TO BE DONE:
Only lines with the string "that" matter here; gather them from the material below.

Interface markup and scripts
--------------------
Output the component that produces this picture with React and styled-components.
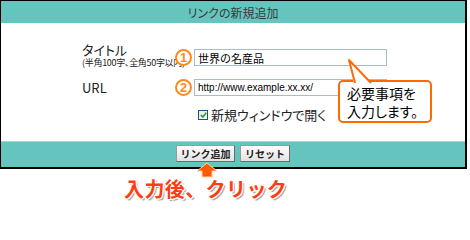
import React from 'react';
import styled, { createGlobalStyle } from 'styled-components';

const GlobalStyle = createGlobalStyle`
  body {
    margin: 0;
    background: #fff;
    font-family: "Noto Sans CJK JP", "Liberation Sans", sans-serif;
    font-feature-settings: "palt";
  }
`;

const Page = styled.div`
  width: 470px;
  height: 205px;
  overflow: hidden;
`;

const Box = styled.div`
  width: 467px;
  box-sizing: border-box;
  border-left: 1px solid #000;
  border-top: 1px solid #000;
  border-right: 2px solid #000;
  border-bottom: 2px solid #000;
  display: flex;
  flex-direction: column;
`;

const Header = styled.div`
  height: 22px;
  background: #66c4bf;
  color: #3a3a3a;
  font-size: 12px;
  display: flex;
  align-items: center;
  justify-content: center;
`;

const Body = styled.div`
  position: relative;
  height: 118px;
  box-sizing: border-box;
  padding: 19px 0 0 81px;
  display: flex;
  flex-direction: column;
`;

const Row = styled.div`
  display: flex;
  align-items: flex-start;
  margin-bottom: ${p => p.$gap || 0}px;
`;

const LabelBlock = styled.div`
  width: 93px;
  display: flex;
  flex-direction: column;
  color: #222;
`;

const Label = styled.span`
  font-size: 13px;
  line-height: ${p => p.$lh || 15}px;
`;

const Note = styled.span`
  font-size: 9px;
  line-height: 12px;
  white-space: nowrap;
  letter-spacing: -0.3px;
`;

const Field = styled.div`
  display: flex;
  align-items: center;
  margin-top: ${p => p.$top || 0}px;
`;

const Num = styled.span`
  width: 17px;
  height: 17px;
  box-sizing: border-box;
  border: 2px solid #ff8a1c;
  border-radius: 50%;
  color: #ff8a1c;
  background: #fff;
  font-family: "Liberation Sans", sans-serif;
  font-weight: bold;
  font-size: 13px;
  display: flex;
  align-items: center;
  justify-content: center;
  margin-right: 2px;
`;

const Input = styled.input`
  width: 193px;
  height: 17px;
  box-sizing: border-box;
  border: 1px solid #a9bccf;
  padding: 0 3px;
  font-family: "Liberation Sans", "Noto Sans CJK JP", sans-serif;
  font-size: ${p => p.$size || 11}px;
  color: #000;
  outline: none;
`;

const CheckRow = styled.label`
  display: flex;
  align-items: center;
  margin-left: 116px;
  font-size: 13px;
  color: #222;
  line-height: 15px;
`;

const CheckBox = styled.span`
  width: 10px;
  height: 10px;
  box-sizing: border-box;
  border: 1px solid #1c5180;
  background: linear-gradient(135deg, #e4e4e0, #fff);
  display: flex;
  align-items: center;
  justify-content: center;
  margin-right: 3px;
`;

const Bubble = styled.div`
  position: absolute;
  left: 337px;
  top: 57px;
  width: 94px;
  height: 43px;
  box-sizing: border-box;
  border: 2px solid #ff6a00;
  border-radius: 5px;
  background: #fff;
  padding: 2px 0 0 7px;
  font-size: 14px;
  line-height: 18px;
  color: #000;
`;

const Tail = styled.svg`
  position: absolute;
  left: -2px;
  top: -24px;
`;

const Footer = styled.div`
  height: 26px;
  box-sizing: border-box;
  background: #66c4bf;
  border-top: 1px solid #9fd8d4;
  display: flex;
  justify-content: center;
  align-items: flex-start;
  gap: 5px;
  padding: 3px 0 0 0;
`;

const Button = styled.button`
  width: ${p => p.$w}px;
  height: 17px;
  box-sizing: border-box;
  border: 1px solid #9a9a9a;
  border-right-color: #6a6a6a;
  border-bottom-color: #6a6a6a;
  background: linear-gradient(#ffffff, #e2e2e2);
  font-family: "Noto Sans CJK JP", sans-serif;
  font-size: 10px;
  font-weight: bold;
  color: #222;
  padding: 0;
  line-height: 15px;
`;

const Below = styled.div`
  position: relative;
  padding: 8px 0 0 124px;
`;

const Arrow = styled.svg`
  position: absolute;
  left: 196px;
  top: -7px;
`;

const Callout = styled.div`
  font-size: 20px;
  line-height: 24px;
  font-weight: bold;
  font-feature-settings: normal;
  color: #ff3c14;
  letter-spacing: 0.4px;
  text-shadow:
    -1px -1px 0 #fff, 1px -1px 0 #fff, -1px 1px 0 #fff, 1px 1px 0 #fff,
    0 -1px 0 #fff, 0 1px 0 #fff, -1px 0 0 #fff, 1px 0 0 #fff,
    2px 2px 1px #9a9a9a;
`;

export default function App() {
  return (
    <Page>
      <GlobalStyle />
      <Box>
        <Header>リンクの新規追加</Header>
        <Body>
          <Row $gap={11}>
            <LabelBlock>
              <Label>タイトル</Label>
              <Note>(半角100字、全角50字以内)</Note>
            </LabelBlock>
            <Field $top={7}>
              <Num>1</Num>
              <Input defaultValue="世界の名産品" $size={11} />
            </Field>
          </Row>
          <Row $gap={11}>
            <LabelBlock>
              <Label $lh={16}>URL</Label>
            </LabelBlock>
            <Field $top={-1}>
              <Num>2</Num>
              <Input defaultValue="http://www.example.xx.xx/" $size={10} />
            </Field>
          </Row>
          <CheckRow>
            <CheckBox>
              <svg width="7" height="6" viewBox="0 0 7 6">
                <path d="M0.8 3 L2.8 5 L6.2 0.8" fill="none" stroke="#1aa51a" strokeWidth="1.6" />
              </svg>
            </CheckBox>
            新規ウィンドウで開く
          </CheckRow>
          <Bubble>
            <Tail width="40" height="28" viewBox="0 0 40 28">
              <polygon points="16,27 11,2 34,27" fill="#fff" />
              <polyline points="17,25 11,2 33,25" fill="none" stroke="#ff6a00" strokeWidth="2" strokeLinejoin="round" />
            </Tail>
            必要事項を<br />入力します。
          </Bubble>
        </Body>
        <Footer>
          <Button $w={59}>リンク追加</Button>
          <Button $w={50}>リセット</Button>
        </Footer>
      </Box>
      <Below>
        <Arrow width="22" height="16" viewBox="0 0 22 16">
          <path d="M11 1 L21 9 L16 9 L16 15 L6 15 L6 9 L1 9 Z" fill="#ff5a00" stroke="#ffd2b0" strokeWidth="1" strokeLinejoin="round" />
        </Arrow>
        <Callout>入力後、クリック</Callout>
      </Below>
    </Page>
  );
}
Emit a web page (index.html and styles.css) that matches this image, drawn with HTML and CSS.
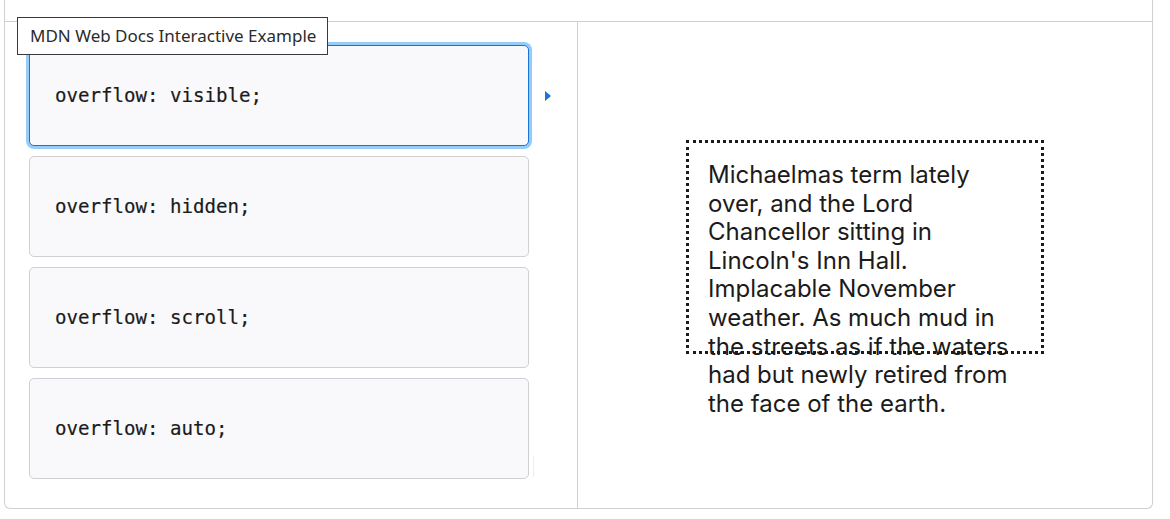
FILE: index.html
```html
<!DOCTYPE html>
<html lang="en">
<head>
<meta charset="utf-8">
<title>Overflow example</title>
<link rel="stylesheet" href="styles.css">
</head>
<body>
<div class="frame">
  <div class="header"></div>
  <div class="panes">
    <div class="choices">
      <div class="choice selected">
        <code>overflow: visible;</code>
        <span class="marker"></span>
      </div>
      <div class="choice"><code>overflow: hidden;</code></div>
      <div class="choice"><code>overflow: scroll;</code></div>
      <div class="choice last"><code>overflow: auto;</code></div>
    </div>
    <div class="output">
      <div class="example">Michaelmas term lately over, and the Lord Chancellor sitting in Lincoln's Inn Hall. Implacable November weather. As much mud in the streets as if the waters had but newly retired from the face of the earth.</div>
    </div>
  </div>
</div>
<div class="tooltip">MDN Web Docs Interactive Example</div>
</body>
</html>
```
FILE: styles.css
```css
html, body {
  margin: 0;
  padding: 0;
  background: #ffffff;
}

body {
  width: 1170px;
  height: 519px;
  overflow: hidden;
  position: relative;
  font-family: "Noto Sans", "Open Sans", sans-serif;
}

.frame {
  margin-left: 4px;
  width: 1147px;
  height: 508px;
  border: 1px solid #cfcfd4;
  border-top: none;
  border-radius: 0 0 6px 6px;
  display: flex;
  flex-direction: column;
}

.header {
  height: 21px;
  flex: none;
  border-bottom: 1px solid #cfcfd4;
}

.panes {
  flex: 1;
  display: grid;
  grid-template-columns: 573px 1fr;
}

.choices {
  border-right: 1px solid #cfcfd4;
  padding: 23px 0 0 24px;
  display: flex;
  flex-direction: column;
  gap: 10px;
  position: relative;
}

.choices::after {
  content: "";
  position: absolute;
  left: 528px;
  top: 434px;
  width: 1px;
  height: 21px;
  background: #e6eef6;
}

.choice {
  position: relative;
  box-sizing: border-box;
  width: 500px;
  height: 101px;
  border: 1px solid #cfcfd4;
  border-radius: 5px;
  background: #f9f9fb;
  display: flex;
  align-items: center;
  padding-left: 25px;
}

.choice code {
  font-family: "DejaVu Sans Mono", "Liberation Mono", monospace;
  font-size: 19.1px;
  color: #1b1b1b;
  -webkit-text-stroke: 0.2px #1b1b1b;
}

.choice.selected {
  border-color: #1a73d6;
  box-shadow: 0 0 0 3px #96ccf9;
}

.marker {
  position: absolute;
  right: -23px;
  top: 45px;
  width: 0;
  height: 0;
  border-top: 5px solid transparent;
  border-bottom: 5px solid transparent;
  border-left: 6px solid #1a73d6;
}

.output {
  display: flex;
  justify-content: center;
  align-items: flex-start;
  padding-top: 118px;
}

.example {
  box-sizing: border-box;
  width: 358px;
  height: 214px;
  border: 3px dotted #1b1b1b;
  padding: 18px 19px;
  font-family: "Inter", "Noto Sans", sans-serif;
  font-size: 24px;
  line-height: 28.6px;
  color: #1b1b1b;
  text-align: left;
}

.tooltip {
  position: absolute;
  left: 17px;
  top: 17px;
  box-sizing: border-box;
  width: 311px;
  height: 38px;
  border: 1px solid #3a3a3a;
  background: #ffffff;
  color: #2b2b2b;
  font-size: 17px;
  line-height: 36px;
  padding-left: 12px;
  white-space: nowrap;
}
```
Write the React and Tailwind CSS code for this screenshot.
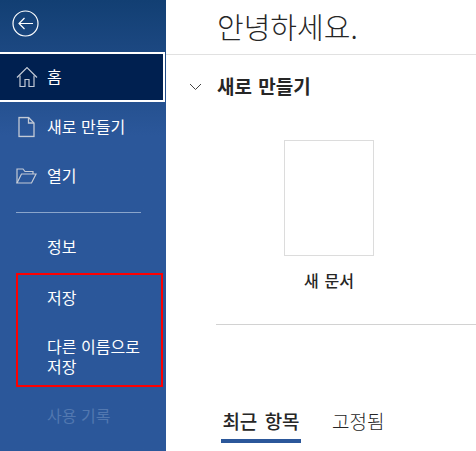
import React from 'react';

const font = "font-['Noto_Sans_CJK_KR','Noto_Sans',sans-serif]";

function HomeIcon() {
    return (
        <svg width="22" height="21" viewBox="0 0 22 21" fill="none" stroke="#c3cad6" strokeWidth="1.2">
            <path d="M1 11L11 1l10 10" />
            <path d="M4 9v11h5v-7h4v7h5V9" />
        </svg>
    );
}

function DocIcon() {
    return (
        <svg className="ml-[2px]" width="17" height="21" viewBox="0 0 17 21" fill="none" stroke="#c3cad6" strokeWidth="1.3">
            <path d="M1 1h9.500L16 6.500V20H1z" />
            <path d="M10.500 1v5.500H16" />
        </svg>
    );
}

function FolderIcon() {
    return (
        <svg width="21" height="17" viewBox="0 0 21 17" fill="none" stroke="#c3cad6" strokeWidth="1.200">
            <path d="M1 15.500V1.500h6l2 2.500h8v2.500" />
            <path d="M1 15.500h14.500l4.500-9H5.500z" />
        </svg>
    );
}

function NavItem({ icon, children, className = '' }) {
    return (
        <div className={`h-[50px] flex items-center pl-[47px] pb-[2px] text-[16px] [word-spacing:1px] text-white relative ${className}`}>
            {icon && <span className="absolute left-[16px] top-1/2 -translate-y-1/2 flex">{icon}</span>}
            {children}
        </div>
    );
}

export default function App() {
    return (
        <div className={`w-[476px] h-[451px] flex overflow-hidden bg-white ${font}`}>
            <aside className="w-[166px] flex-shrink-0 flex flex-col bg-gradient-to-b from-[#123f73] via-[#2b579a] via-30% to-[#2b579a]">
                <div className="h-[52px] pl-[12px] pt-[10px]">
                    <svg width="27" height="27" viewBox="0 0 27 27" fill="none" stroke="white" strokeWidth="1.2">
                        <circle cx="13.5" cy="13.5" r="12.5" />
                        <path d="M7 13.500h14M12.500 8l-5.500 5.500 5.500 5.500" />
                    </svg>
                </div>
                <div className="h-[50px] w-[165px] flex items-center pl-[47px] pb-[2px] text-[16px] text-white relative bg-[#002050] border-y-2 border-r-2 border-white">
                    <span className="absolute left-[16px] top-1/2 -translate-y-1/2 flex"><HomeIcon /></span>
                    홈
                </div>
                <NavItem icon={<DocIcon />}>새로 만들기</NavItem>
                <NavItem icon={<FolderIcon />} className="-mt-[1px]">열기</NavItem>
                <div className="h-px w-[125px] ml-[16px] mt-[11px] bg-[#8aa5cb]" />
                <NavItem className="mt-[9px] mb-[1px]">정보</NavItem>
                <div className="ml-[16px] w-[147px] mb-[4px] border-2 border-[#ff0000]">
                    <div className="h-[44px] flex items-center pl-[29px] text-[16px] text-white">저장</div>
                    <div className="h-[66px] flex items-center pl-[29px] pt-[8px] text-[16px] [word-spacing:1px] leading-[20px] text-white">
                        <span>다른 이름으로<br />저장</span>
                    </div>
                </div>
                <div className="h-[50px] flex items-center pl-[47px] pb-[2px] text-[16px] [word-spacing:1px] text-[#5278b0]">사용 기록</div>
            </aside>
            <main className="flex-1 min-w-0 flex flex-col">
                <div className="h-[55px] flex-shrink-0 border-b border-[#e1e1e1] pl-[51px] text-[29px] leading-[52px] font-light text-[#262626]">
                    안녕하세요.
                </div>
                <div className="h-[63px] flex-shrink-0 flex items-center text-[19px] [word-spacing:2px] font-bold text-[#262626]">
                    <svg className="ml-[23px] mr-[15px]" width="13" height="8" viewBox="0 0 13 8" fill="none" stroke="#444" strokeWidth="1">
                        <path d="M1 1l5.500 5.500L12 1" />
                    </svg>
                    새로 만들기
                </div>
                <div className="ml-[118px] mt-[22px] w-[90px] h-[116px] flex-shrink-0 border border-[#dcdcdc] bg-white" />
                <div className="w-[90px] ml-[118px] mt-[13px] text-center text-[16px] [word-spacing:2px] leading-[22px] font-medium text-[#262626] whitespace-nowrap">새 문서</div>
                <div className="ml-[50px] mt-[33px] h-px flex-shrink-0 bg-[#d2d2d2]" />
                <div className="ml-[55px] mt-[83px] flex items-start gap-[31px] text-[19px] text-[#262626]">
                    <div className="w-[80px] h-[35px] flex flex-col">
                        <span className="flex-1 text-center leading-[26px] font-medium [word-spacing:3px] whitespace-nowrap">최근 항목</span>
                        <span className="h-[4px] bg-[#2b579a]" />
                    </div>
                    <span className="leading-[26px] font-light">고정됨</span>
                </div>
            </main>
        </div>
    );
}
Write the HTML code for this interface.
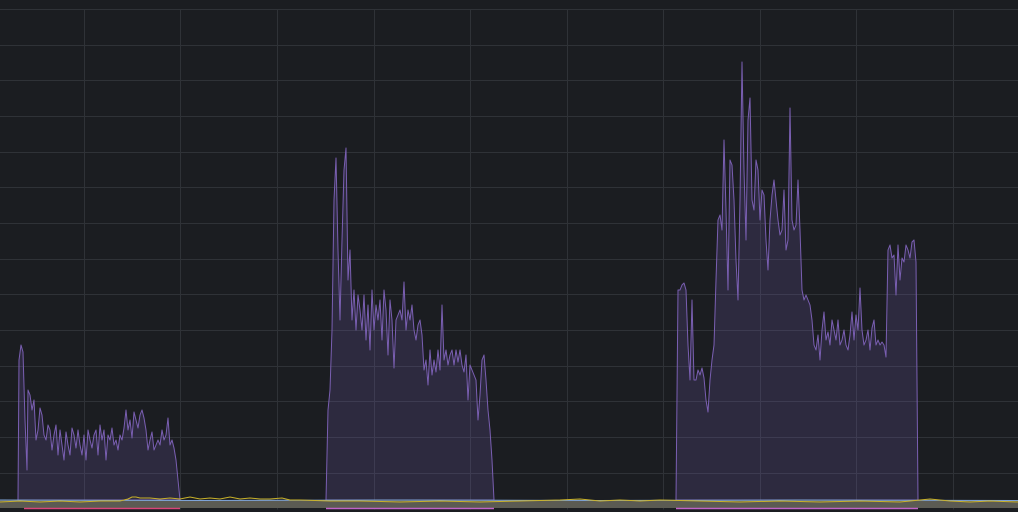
--------------------
FINISHED ANSWER:
Output the component that produces this picture with React and styled-components.
Emit a web page (index.html and styles.css) that matches this image, drawn with HTML and CSS.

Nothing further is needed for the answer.